Another big reason why a lot of people implement snapshot differently than NetApps, is to avoid shooting yourself in the foot. With NetApps, the snapshot data is kept on the same volume as the data itself, which leads to situation where you jump from say 50% usage to 99% just like that overnight (the snapshot area is allowed to run over the data area). This is quite a delicate situation as deleting files makes things worse (you have to get rid of old snapshots to free up space). I have seen big production database taken to their knees because of this.

On the other hand, the other implementations are a bit slower because the blocks are copied instead of being just not deleted, but snapshots never take space from data.

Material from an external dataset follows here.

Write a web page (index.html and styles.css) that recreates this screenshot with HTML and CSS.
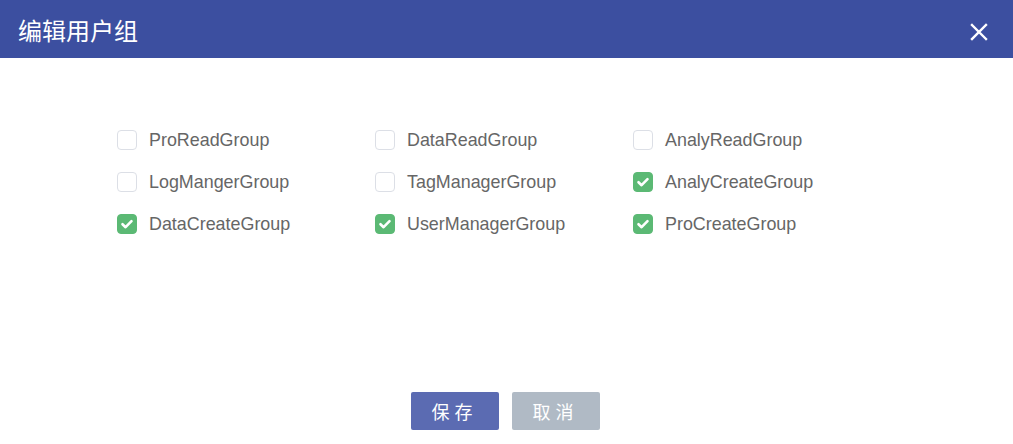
FILE: index.html
```html
<!DOCTYPE html>
<html lang="zh">
<head>
<meta charset="utf-8">
<link rel="stylesheet" href="styles.css">
</head>
<body>
<div class="dialog">
  <header class="dlg-head">
    <h1 class="dlg-title">编辑用户组</h1>
    <button class="dlg-close" aria-label="close">
      <svg width="18" height="18" viewBox="0 0 18 18"><path d="M2 2L16 16M16 2L2 16" stroke="#fff" stroke-width="2.4" stroke-linecap="square"/></svg>
    </button>
  </header>
  <main class="dlg-body">
    <div class="grid">
      <label class="cb"><span class="box"></span><span class="lbl">ProReadGroup</span></label>
      <label class="cb"><span class="box"></span><span class="lbl">DataReadGroup</span></label>
      <label class="cb"><span class="box"></span><span class="lbl">AnalyReadGroup</span></label>
      <label class="cb"><span class="box"></span><span class="lbl">LogMangerGroup</span></label>
      <label class="cb"><span class="box"></span><span class="lbl">TagManagerGroup</span></label>
      <label class="cb on"><span class="box"><svg viewBox="0 0 20 20" width="20" height="20"><path d="M5.5 10.2L8.6 13.2L14.5 7.2" fill="none" stroke="#fff" stroke-width="2.6" stroke-linecap="round" stroke-linejoin="round"/></svg></span><span class="lbl">AnalyCreateGroup</span></label>
      <label class="cb on"><span class="box"><svg viewBox="0 0 20 20" width="20" height="20"><path d="M5.5 10.2L8.6 13.2L14.5 7.2" fill="none" stroke="#fff" stroke-width="2.6" stroke-linecap="round" stroke-linejoin="round"/></svg></span><span class="lbl">DataCreateGroup</span></label>
      <label class="cb on"><span class="box"><svg viewBox="0 0 20 20" width="20" height="20"><path d="M5.5 10.2L8.6 13.2L14.5 7.2" fill="none" stroke="#fff" stroke-width="2.6" stroke-linecap="round" stroke-linejoin="round"/></svg></span><span class="lbl">UserManagerGroup</span></label>
      <label class="cb on"><span class="box"><svg viewBox="0 0 20 20" width="20" height="20"><path d="M5.5 10.2L8.6 13.2L14.5 7.2" fill="none" stroke="#fff" stroke-width="2.6" stroke-linecap="round" stroke-linejoin="round"/></svg></span><span class="lbl">ProCreateGroup</span></label>
    </div>
  </main>
  <footer class="dlg-foot">
    <button class="btn btn-save">保存</button>
    <button class="btn btn-cancel">取消</button>
  </footer>
</div>
</body>
</html>
```
FILE: styles.css
```css
* { box-sizing: border-box; }
html, body { margin: 0; padding: 0; background: #fff; }
body { font-family: "Liberation Sans", "Noto Sans CJK SC", sans-serif; width: 1013px; height: 444px; overflow: hidden; }
.dialog { display: flex; flex-direction: column; height: 444px; }
.dlg-head { height: 58px; background: #3c4fa0; display: flex; align-items: center; justify-content: space-between; padding: 0 25px 0 18px; }
.dlg-title { margin: 0; color: #fff; font-family: "Noto Sans CJK SC", sans-serif; font-weight: 400; font-size: 24px; line-height: 1; padding-top: 2px; }
.dlg-close { background: none; border: 0; padding: 0; width: 18px; height: 18px; display: flex; margin-top: 6px; }
.dlg-body { flex: 1; padding: 72px 0 0 117px; }
.grid { display: grid; grid-template-columns: 258px 258px 258px; row-gap: 22px; }
.cb { display: flex; align-items: center; height: 20px; }
.box { width: 20px; height: 20px; border: 1.5px solid #dcdfe6; border-radius: 4px; background: #fff; display: flex; flex: none; }
.cb.on .box { background: #5bb974; border-color: #5bb974; }
.cb.on .box svg { margin: -1.5px; }
.lbl { margin-left: 12px; font-size: 17.9px; color: #666; }
.dlg-foot { display: flex; justify-content: center; gap: 13px; padding-bottom: 14px; padding-right: 2px; }
.btn { width: 88px; height: 38px; border: 0; border-radius: 2px; color: #fff; font-family: "Noto Sans CJK SC", sans-serif; font-size: 18px; letter-spacing: 5px; padding-left: 5px; }
.btn-save { background: #5b6bb2; }
.btn-cancel { background: #b0bac5; }
```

The implementer has to make the choice, space control and simple understanding of space vs. speed to snapshot and recovery.
Re:Another reiser4 by Wolfrider · 2003-06-09 21:11 · Score: 2, Informative

--Reiser4 was planned from the ground up to surpass v3. One of its features is delayed block allocation until write-to-disk, which is expected to make the whole filesystem much more efficient. They will also be making the size of the journal smaller, which should finally enable me to start using Reiserfs on 100-Meg Zip disks. :)

--Hans has said in the past that he believes filesystems should be re-written from scratch every few years, so they can take advantage of algorithm improvements and new concepts. He's making good on his word. The V4 whitepaper ( http://www.namesys.com/v4/v4.html ) is an interesting read, especially if you're into/understand database design.

--
.
== WolfriderV6 == I'm willing to admit that *I just might* be wrong... Are you??